Aim of the exercise
Everything from the first line of the data through the line with "items-center justify-center bg-[#e0dfe3]" is to be echoed exactly, minus the pictures.

Recorded information
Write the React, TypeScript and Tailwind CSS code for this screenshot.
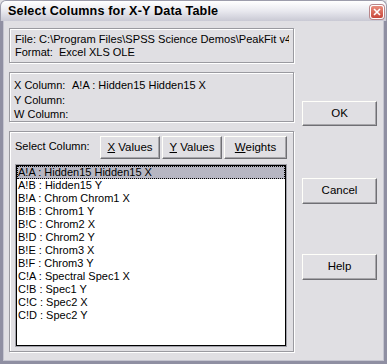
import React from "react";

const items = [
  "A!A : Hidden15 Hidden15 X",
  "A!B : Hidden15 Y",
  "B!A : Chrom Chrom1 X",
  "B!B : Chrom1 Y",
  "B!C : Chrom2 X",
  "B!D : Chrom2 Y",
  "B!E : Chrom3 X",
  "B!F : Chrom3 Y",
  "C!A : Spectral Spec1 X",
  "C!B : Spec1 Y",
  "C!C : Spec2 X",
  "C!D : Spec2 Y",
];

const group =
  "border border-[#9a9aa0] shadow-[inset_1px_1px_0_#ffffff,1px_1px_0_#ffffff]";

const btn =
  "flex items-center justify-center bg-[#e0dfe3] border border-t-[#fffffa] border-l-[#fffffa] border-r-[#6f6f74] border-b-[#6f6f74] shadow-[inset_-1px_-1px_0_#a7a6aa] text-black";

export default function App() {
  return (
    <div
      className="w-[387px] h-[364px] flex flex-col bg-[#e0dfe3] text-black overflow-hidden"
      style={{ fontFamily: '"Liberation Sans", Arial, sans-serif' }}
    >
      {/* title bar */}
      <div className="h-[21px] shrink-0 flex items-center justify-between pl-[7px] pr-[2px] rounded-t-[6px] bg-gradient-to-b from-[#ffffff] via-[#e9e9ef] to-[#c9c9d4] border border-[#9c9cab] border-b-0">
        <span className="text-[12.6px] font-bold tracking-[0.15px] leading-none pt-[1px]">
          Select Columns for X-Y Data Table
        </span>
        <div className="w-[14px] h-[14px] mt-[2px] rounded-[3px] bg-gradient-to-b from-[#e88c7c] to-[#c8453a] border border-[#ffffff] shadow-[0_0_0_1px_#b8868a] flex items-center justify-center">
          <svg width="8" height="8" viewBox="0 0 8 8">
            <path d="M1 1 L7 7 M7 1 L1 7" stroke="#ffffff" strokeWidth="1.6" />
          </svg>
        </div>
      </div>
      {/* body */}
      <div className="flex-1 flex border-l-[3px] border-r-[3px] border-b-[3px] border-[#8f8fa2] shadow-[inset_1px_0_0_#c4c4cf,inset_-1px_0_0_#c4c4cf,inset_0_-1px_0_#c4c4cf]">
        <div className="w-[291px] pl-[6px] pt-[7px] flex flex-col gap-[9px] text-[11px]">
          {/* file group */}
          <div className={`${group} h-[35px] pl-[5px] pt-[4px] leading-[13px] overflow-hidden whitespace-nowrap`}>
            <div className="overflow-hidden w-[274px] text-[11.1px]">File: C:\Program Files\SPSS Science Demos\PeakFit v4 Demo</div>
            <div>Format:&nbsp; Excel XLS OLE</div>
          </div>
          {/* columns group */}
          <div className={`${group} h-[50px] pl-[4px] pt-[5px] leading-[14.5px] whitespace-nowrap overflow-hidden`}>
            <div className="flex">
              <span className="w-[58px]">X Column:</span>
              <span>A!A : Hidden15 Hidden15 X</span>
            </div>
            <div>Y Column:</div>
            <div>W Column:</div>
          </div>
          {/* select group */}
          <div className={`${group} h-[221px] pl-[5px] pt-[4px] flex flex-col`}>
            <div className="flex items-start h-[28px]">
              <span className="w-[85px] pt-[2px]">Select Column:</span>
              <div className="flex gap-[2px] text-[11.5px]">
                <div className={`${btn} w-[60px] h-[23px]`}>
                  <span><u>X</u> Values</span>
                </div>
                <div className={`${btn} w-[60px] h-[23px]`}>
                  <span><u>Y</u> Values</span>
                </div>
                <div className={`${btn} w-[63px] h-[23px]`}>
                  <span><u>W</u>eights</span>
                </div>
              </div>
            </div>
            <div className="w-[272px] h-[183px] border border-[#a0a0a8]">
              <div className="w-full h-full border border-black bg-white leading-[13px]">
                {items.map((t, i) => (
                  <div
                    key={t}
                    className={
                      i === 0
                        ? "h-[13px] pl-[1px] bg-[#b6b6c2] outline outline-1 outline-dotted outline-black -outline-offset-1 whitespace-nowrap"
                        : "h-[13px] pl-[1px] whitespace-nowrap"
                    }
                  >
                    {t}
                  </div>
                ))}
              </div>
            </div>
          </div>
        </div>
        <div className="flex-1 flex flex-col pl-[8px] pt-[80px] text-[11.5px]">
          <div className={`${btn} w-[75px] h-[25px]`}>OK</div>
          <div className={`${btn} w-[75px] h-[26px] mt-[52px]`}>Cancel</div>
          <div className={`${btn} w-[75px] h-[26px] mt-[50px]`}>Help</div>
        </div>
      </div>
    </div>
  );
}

Expected answer
Write the React, TypeScript and Tailwind CSS code for this screenshot.
import React from "react";

const items = [
  "A!A : Hidden15 Hidden15 X",
  "A!B : Hidden15 Y",
  "B!A : Chrom Chrom1 X",
  "B!B : Chrom1 Y",
  "B!C : Chrom2 X",
  "B!D : Chrom2 Y",
  "B!E : Chrom3 X",
  "B!F : Chrom3 Y",
  "C!A : Spectral Spec1 X",
  "C!B : Spec1 Y",
  "C!C : Spec2 X",
  "C!D : Spec2 Y",
];

const group =
  "border border-[#9a9aa0] shadow-[inset_1px_1px_0_#ffffff,1px_1px_0_#ffffff]";

const btn =
  "flex items-center justify-center bg-[#e0dfe3] border border-t-[#fffffa] border-l-[#fffffa] border-r-[#6f6f74] border-b-[#6f6f74] shadow-[inset_-1px_-1px_0_#a7a6aa] text-black";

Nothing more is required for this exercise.